What you are asked to do:
Copy out all lines that hold "React".

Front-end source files
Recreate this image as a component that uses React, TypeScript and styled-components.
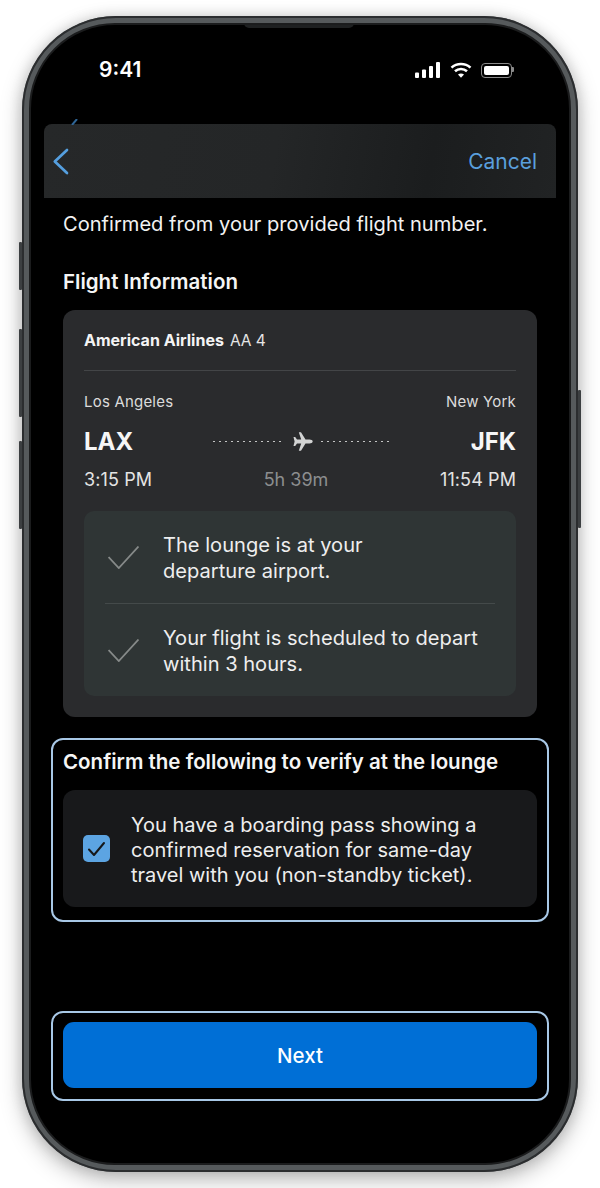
import React from 'react';
import styled, { createGlobalStyle } from 'styled-components';

const GlobalStyle = createGlobalStyle`
  html, body {
    margin: 0;
    padding: 0;
    background: #fff;
    font-family: Inter, "Liberation Sans", sans-serif;
  }
`;

const App: React.FC = () => {
  return (
    <>
      <GlobalStyle />
      <Page>
        <Phone>
          <SideButton $side="left" $top={226} $height={48} />
          <SideButton $side="left" $top={313} $height={88} />
          <SideButton $side="left" $top={425} $height={88} />
          <SideButton $side="right" $top={374} $height={138} />
          <Screen>
            <Notch />
            <StatusBar>
              <Time>9:41</Time>
              <StatusIcons>
                <svg width="26" height="16" viewBox="0 0 26 16" fill="#fff">
                  <rect x="0" y="10.5" width="4" height="5.5" rx="1" />
                  <rect x="7" y="7.5" width="4" height="8.5" rx="1" />
                  <rect x="14" y="4" width="4" height="12" rx="1" />
                  <rect x="21" y="0" width="4" height="16" rx="1" />
                </svg>
                <svg width="22" height="16" viewBox="0 0 22 16" fill="none">
                  <path d="M1.5 5.6C6.8 .8 15.2 .8 20.5 5.6" stroke="#fff" strokeWidth="2.6" />
                  <path d="M5 9.2C8.4 6.2 13.6 6.2 17 9.2" stroke="#fff" strokeWidth="2.6" />
                  <path d="M8 12.5C9.8 11 12.2 11 14 12.5L11 15.8Z" fill="#fff" />
                </svg>
                <Battery>
                  <BatteryFill />
                </Battery>
              </StatusIcons>
            </StatusBar>
            <HiddenChevron>
              <svg width="8" height="6" viewBox="0 0 8 6" fill="none">
                <path d="M6 0L1 6" stroke="#2f6596" strokeWidth="2" />
              </svg>
            </HiddenChevron>
            <NavBar>
              <svg width="17" height="27" viewBox="0 0 17 27" fill="none">
                <path d="M15 2L2.8 13.5L15 25" stroke="#559fdf" strokeWidth="2.7" strokeLinecap="round" strokeLinejoin="round" />
              </svg>
              <NavAction>Cancel</NavAction>
            </NavBar>
            <Content>
              <Intro>Confirmed from your provided flight number.</Intro>
              <SectionTitle>Flight Information</SectionTitle>
              <FlightCard>
                <AirlineRow>
                  <strong>American Airlines</strong>
                  <span>AA 4</span>
                </AirlineRow>
                <RouteGrid>
                  <City>Los Angeles</City>
                  <span />
                  <City $right>New York</City>
                  <Code>LAX</Code>
                  <PlaneTrack>
                    <Dots />
                    <PlaneIcon width="20" height="19" viewBox="0 0 20 19" fill="#d2d3d3">
                      <path d="M19.7 9.5c0-1.2-1.6-1.9-3.2-1.9h-4L8 .3H5.8l2.4 7.3H4L2.2 5H.5l1.1 4.5L.5 14h1.7L4 11.4h4.2l-2.4 7.3H8l4.5-7.3h4c1.6 0 3.2-.7 3.2-1.9Z" />
                    </PlaneIcon>
                    <Dots />
                  </PlaneTrack>
                  <Code $right>JFK</Code>
                  <FlightTime>3:15 PM</FlightTime>
                  <Duration>5h 39m</Duration>
                  <FlightTime $right>11:54 PM</FlightTime>
                </RouteGrid>
                <ChecksPanel>
                  <CheckRow>
                    <CheckMark />
                    <CheckText>
                      The lounge is at your
                      <br />
                      departure airport.
                    </CheckText>
                  </CheckRow>
                  <CheckRow>
                    <CheckMark />
                    <CheckText>
                      Your flight is scheduled to depart
                      <br />
                      within 3 hours.
                    </CheckText>
                  </CheckRow>
                </ChecksPanel>
              </FlightCard>
            </Content>
            <FocusRing>
              <ConfirmTitle>Confirm the following to verify at the lounge</ConfirmTitle>
              <ConfirmPanel>
                <Checkbox>
                  <svg width="19" height="16" viewBox="0 0 19 16" fill="none">
                    <path d="M2 8.5L7 14L17 2" stroke="#16181a" strokeWidth="2" strokeLinecap="round" strokeLinejoin="round" />
                  </svg>
                </Checkbox>
                <ConfirmText>
                  You have a boarding pass showing a
                  <br />
                  confirmed reservation for same-day
                  <br />
                  travel with you (non-standby ticket).
                </ConfirmText>
              </ConfirmPanel>
            </FocusRing>
            <Spacer />
            <FocusRing $button>
              <NextButton>Next</NextButton>
            </FocusRing>
            <BottomGap />
          </Screen>
        </Phone>
      </Page>
    </>
  );
};

export default App;

const CheckMark: React.FC = () => (
  <svg width="31" height="23" viewBox="0 0 31 23" fill="none">
    <path d="M.6 11L10.8 22L30.5 .5" stroke="#868a89" strokeWidth="1.8" />
  </svg>
);

const Page = styled.div`
  width: 600px;
  height: 1188px;
  padding: 16px 22px;
  box-sizing: border-box;
  overflow: hidden;
`;

const Phone = styled.div`
  position: relative;
  width: 556px;
  height: 1156px;
  box-sizing: border-box;
  padding: 7px;
  border-radius: 94px;
  background: #565a5c;
  box-shadow: inset 0 0 0 2px #2b2d2f, 0 8px 22px rgba(0, 0, 0, 0.26), 0 0 14px rgba(0, 0, 0, 0.14);
`;

const SideButton = styled.div<{ $side: 'left' | 'right'; $top: number; $height: number }>`
  position: absolute;
  top: ${({ $top }) => $top}px;
  ${({ $side }) => ($side === 'left' ? 'left: -3px;' : 'right: -3px;')}
  width: 3px;
  height: ${({ $height }) => $height}px;
  background: #3c3f41;
  border-radius: 1px;
`;

const Screen = styled.div`
  position: relative;
  height: 100%;
  box-sizing: border-box;
  display: flex;
  flex-direction: column;
  background: #000;
  border: 2px solid #1b1c1d;
  border-radius: 86px;
  overflow: hidden;
`;

const Notch = styled.div`
  position: absolute;
  top: -2px;
  left: 213px;
  width: 110px;
  height: 5px;
  background: #1e2021;
  border-radius: 0 0 6px 6px;
`;

const StatusBar = styled.div`
  height: 99px;
  flex: none;
  display: flex;
  align-items: flex-start;
  justify-content: space-between;
  padding: 33px 57px 0 68px;
  box-sizing: border-box;
`;

const Time = styled.div`
  font-size: 21px;
  line-height: 24px;
  font-weight: 600;
  color: #fff;
`;

const StatusIcons = styled.div`
  display: flex;
  align-items: center;
  gap: 9px;
  height: 24px;
`;

const Battery = styled.div`
  position: relative;
  width: 31px;
  height: 15px;
  box-sizing: border-box;
  padding: 2px;
  border: 1px solid #8a8a8a;
  border-radius: 4px;

  &::after {
    content: '';
    position: absolute;
    top: 3px;
    right: -3px;
    width: 2px;
    height: 5px;
    background: #8a8a8a;
    border-radius: 0 1px 1px 0;
  }
`;

const BatteryFill = styled.div`
  height: 100%;
  background: #fff;
  border-radius: 2px;
`;

const HiddenChevron = styled.div`
  position: absolute;
  top: 94px;
  left: 40px;
  line-height: 0;
`;

const NavBar = styled.div`
  flex: none;
  height: 74px;
  margin: 0 13px;
  padding: 0 19px 0 8px;
  box-sizing: border-box;
  display: flex;
  align-items: center;
  justify-content: space-between;
  background: linear-gradient(100deg, #262829 0%, #242627 45%, #1b1d1e 75%, #212324 100%);
  border-radius: 8px 8px 0 0;
`;

const NavAction = styled.div`
  font-size: 21px;
  color: #5a9fdc;
`;

const Content = styled.div`
  flex: none;
  padding: 0 32px;
`;

const Intro = styled.div`
  margin-top: 13px;
  font-size: 20.1px;
  line-height: 26px;
  color: #f2f2f2;
`;

const SectionTitle = styled.div`
  margin-top: 32px;
  font-size: 20.5px;
  line-height: 26px;
  font-weight: 600;
  color: #f5f5f5;
`;

const FlightCard = styled.div`
  margin-top: 15px;
  height: 407px;
  box-sizing: border-box;
  padding: 21px;
  background: #2a2b2d;
  border-radius: 12px;
`;

const AirlineRow = styled.div`
  height: 40px;
  box-sizing: border-box;
  border-bottom: 1px solid #434547;
  font-size: 15.5px;
  line-height: 18px;
  color: #e6e6e6;

  strong {
    margin-right: 6px;
    font-size: 16px;
    font-weight: 700;
    color: #f4f4f4;
  }
`;

const RouteGrid = styled.div`
  margin-top: 20px;
  display: grid;
  grid-template-columns: 1fr 1fr 1fr;
  grid-template-rows: 20px 60px 16px;
  align-items: center;
`;

const City = styled.div<{ $right?: boolean }>`
  font-size: 15px;
  letter-spacing: 0.2px;
  color: #dcdcdc;
  text-align: ${({ $right }) => ($right ? 'right' : 'left')};
`;

const Code = styled.div<{ $right?: boolean }>`
  font-size: 24px;
  font-weight: 700;
  color: #f6f6f6;
  text-align: ${({ $right }) => ($right ? 'right' : 'left')};
`;

const PlaneTrack = styled.div`
  display: flex;
  align-items: center;
  justify-content: center;
  padding-left: 3px;
`;

const PlaneIcon = styled.svg`
  flex: none;
  margin: 0 8px 0 11px;
`;

const Dots = styled.div`
  width: 69px;
  height: 1px;
  flex: none;
  background: repeating-linear-gradient(90deg, #c4c5c5 0 2px, transparent 2px 6px);
`;

const FlightTime = styled.div<{ $right?: boolean }>`
  font-size: 18px;
  letter-spacing: 0.1px;
  color: #e4e4e4;
  text-align: ${({ $right }) => ($right ? 'right' : 'left')};
`;

const Duration = styled.div`
  font-size: 18px;
  color: #8c8e8f;
  text-align: center;
  padding-right: 8px;
`;

const ChecksPanel = styled.div`
  margin-top: 24px;
  padding: 0 21px;
  background: #2f3535;
  border-radius: 10px;
`;

const CheckRow = styled.div`
  height: 92px;
  box-sizing: border-box;
  display: flex;
  align-items: center;
  gap: 24px;
  padding-left: 3px;

  & + & {
    height: 93px;
    border-top: 1px solid #444a4a;
  }
`;

const CheckText = styled.div`
  padding-top: 2px;
  font-size: 20.1px;
  line-height: 26px;
  color: #eeeeee;
`;

const FocusRing = styled.div<{ $button?: boolean }>`
  flex: none;
  margin: ${({ $button }) => ($button ? '0' : '21px')} 20px 0;
  padding: 9px 10px ${({ $button }) => ($button ? '11px' : '13px')};
  border: 2px solid #a8c8e6;
  border-radius: 12px;
`;

const ConfirmTitle = styled.div`
  font-size: 20.5px;
  line-height: 26px;
  font-weight: 600;
  color: #f5f5f5;
`;

const ConfirmPanel = styled.div`
  margin-top: 15px;
  height: 117px;
  box-sizing: border-box;
  display: flex;
  align-items: center;
  gap: 21px;
  padding-left: 20px;
  background: #18191b;
  border-radius: 12px;
`;

const Checkbox = styled.div`
  width: 27px;
  height: 27px;
  flex: none;
  display: flex;
  align-items: center;
  justify-content: center;
  background: #5ca4e2;
  border-radius: 5px;
`;

const ConfirmText = styled.div`
  padding-top: 3px;
  font-size: 20px;
  line-height: 25px;
  color: #eeeeee;
`;

const Spacer = styled.div`
  flex: 1;
`;

const NextButton = styled.div`
  height: 66px;
  display: flex;
  align-items: center;
  justify-content: center;
  background: #006fd6;
  border-radius: 11px;
  font-size: 20.5px;
  font-weight: 500;
  color: #fff;
`;

const BottomGap = styled.div`
  flex: none;
  height: 62px;
`;
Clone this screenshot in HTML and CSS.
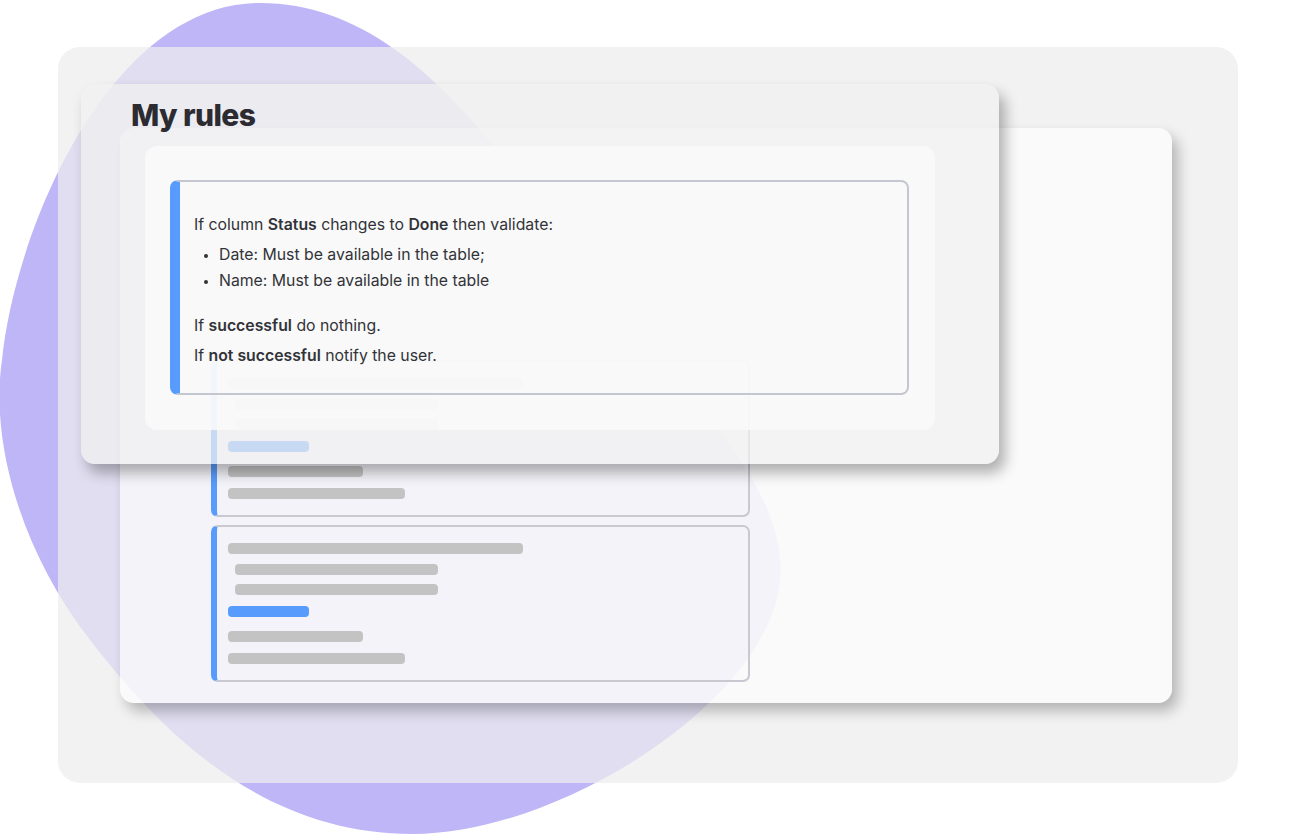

Solution for this exercise:
Recreate this image as a component that uses React, TypeScript and styled-components.
import React from 'react';
const App: React.FC = () => {
const CheckMark: React.FC = () => (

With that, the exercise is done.